Custom modified Hummers are a hit among car enthusiasts worldwide. Rafael Capone (pictured) took the audio system of his H2 Hummer to the next level when he fitted it with 86 speakers, a custom interior and vibrant lighting. Rafael Capone’s creation has been winning car shows for years.
Is Hummer Coming Back?
Rumors that GM was planning to revive the Hummer brand started circulating in the middle of 2019. General Motors started developing electric SUVs and trucks, such as the electric Cadillac Escalade or the GMC Sierra. Hummer was also rumored to make a comeback as an electric SUV or truck.

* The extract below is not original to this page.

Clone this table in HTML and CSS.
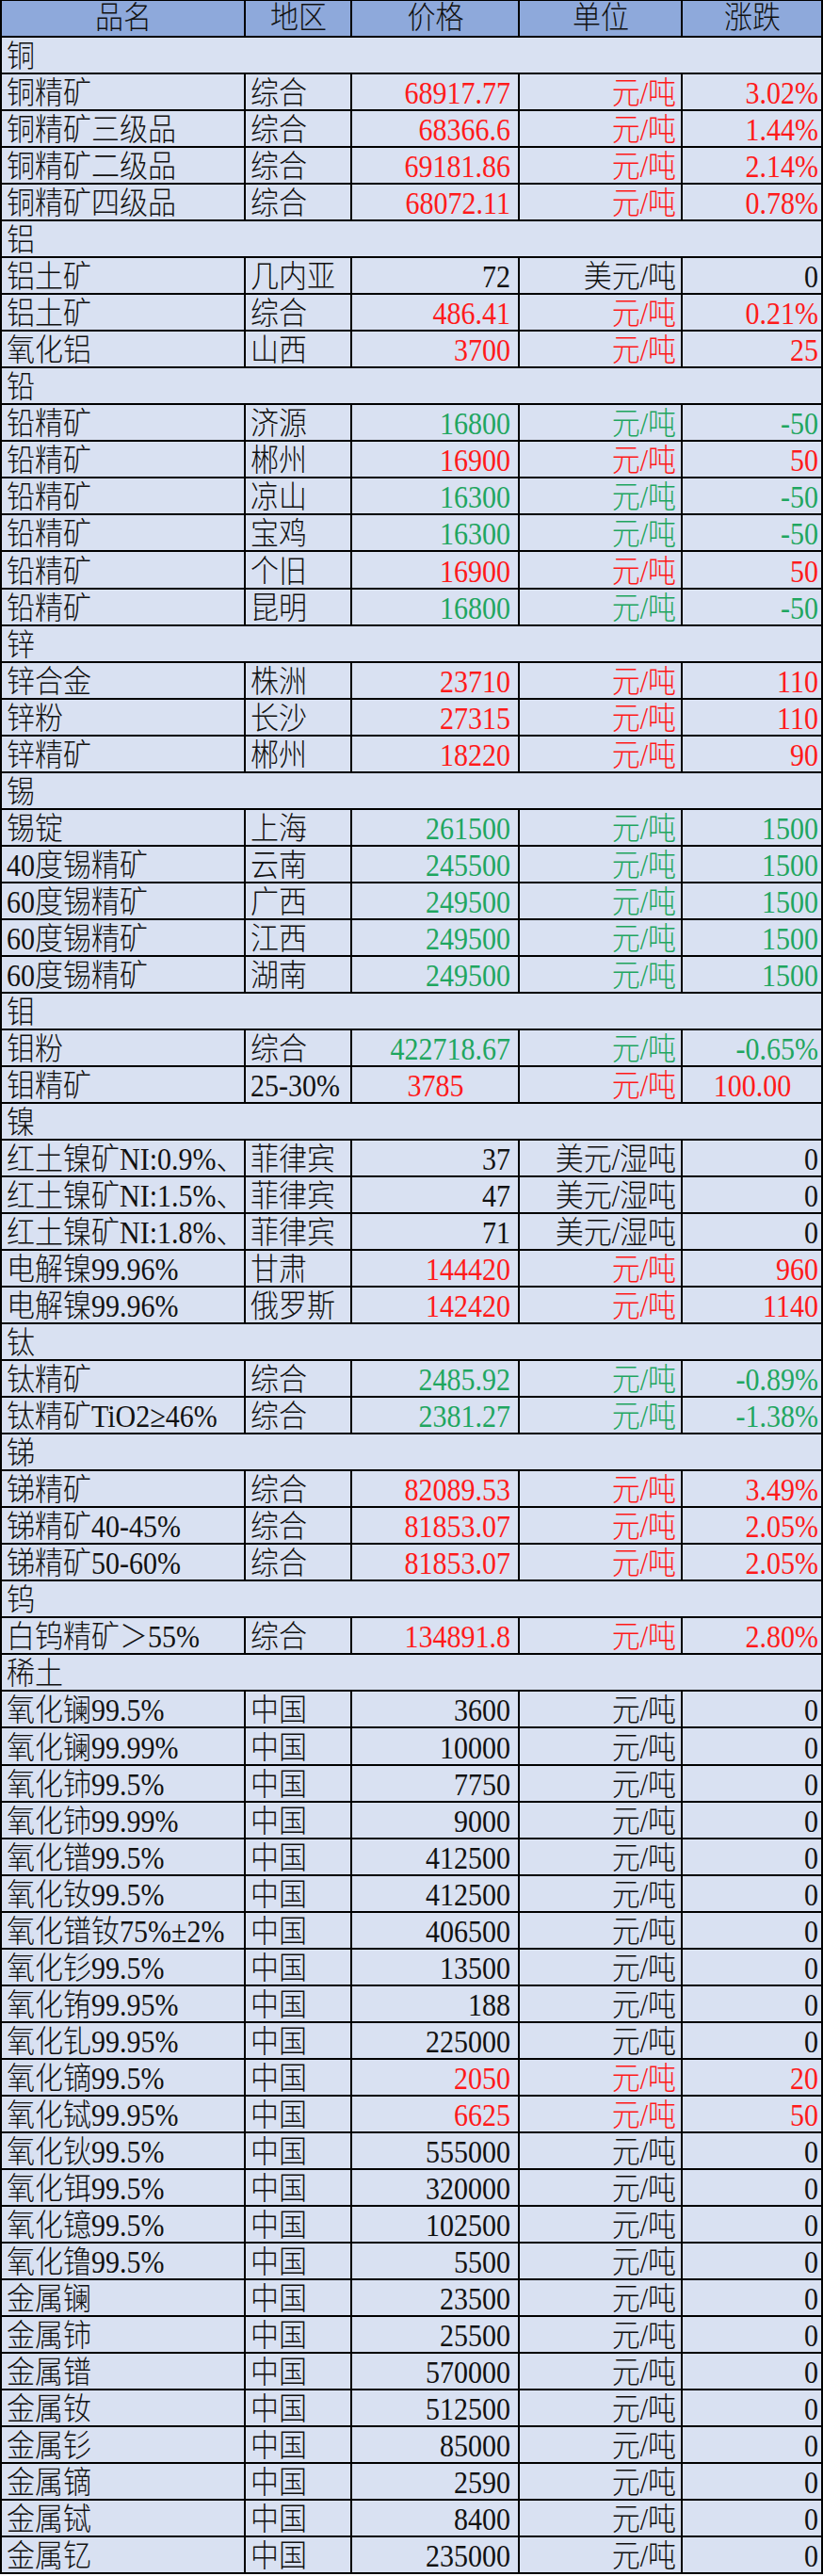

In late 2019, industry insiders were nearly sure that Hummer was bound to return within the next few years. By November 2019 automotive forecasters such as LMC Automotive began telling mass media outlets that GM was indeed planning to revive the Hummer.
The GMC Hummer EV
GM finally unveiled the new Hummer in a series of short video teasers on January 30th, 2020. The videos confirmed that Hummer was making a return as an electric pickup under GMC and not as a standalone brand.
The first-ever GMC Hummer is an electric pickup truck which is a modern take on Hummer’s legacy. According to GM, the electric GMC Hummer will peak at 1000 horsepower and 11,500 pound-feet of torque. It will be able to sprint to 60 miles per hour in just 3 seconds. The official reveal is scheduled for the 20th of May 2020.
BONUS: The Lamborghini LM 001
Lamborghini’s reputation suffered when the automaker made the headlines after copying the design of the XR311 military vehicle. The idea of an off-road Lamborghini remained, and another off-road project returned in 1981.
Lamborghini created just one unit of the LM001, which was essentially a redesign of the Cheetah. The only existing prototype was powered by AMC’s 5.9L V8 that peaked at 180 horsepower, though production models were intended to be equipped with the V12 engine found in the Lamborghini Countach. Once again, the project was discontinued after creating just one prototype.